Decked out in a Jelly Belly-bejeweled top hat and a matching white cowboy suit, he was everywhere in the late 1970s.

He was photographed for People magazine sitting in a bathtub filled with Jelly Bellys, some stuck to his hairy chest, others lodged between his toes. He dropped by TV programs like The Mike Douglas Show to trade quips with the host and cajole the celebrity guests into sampling his new flavors.

Then, for reasons Klein still has trouble coming to terms with, he and his partner sold their interest in the Jelly Belly name in 1980 for $4.8 million. He collected his half of the money in monthly installments over 20 years, and he faded into obscurity.

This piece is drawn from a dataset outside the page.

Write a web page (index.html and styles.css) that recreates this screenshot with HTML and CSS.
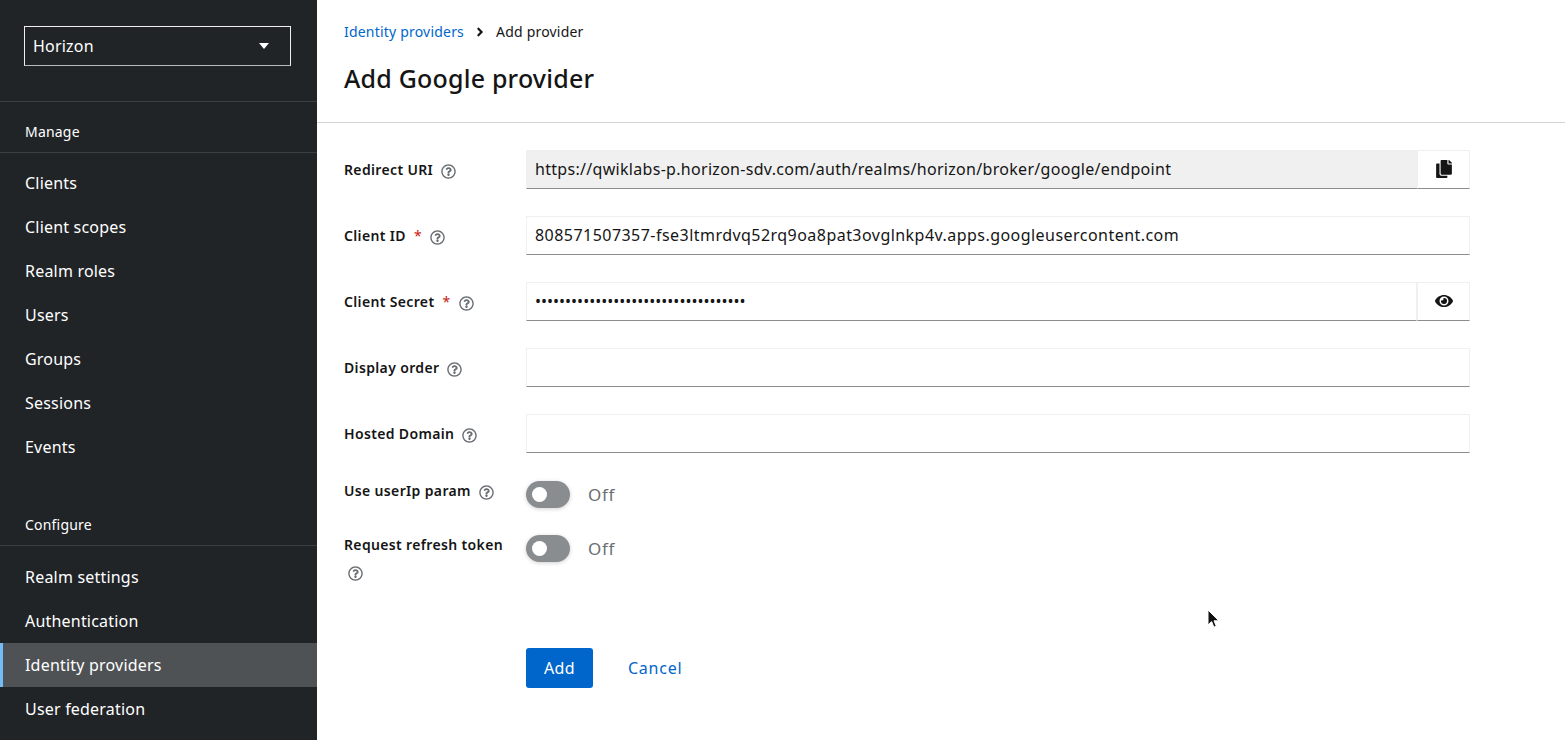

“I went from hero to zero in about 60 seconds,” the usually upbeat candy maker says morosely when the subject is raised. “I was Mr. Jelly Belly for four years. And then ...,” his voice trails off.

While Jelly Bellys were being passed around the table at Reagan administration Cabinet meetings and carried into outer space by astronauts in the 1980s, Klein was trying in vain to come up with another big thing.

He brought out a version of sugar-free salt water taffy. He tried to hit it big with sour licorice until more well-heeled competitors squeezed him out. He pioneered gross-out candy with a chocolate bar shaped to look like — well — you get the idea. It never caught on.

Through it all, he moped about his and his late partner’s decision to sell their 50-50 interest in Jelly Belly to the Herman Goelitz Candy Company, which renamed itself the Jelly Belly Candy Company.

“It caused a lot of pain in the family,” says his son, Bert Klein, who produced the documentary Candyman: The David Klein Story. So much so that his son, a veteran Hollywood film animator, says that as a child he stopped telling people his father had ever been Mr. Jelly Belly. It was too painful and most people didn’t believe him anyway.

Now, with another holiday candy season upon us, Klein is back and hoping, at age 65, to regain the mojo that once made him the talk of the candy world.

His company, Can You Imagine That!, is working with Leaf Brands — which created Milk Duds — in developing a new treat that looks similar to Nerds, but is crunchier.

Then there is Dave’s Signature Beyond Gourmet jelly beans. They will mark Klein’s return to the candy bean business with such exotic flavors as ginger, jalapeno, and bacon. He’s predicting they will also make people wonder what they ever saw in Jelly Belly, a company with which his relations have grown increasingly acrimonious over the years.

Klein has long maintained that Jelly Belly’s chairman, Herman G. Rowland, Sr., bullied him into selling out at a rock-bottom price so he could have the Jelly Belly empire all to himself. It’s an allegation Rowland emphatically denies.

“I loved Dave,” Rowland said recently, before quickly adding he wanted to make sure his listener had heard him correctly: He had said “loved,” not “love.”

Still, Rowland chuckles often when he recalls the heady, early days of Jelly Belly and the promotional schemes Klein would come up with.

He acknowledges it was Klein’s idea to call the candy Jelly Belly, a name Rowland didn’t think much of at the time. He thought even less of the portly Klein’s decision to be photographed naked in a bathtub full of jelly beans.

“When I saw that thing, I went, ‘Oh my God, this is the end of Jelly Belly. No one will ever want to eat one,’ ” he recalls with a laugh. “Well, I was wrong.”

He only pressed to buy Klein out, he says, after learning he had given his late partner half of his Jelly Belly distribution business and his partner in turn had trademarked the product’s name. He realized then, Rowland said, that if he didn’t buy Jelly Belly the name could be taken to any other candy maker.

Meanwhile, Jelly Belly had become so popular that the small company Rowland’s great-grandfather had founded in 1869 was struggling to keep up with production while spending money to expand so it could make more Jelly Bellys, which it sold only through Klein.

“Now maybe he doesn’t know these things or maybe he doesn’t remember them,” Rowland said. “But I protected his [butt]— completely.”

Klein, for his part, says he does understand.

But then he thinks again of those days when he’d put on his Mr. Jelly Belly costume and go on television. And he becomes wistful and wishes he’d never relinquished the name. If he hadn’t he figures he’d still be Mr. Jelly Belly.

“Col. Sanders created a product and when he sold it he was still Col. Sanders,” Klein says earnestly. “His picture was still on the buckets and everything.”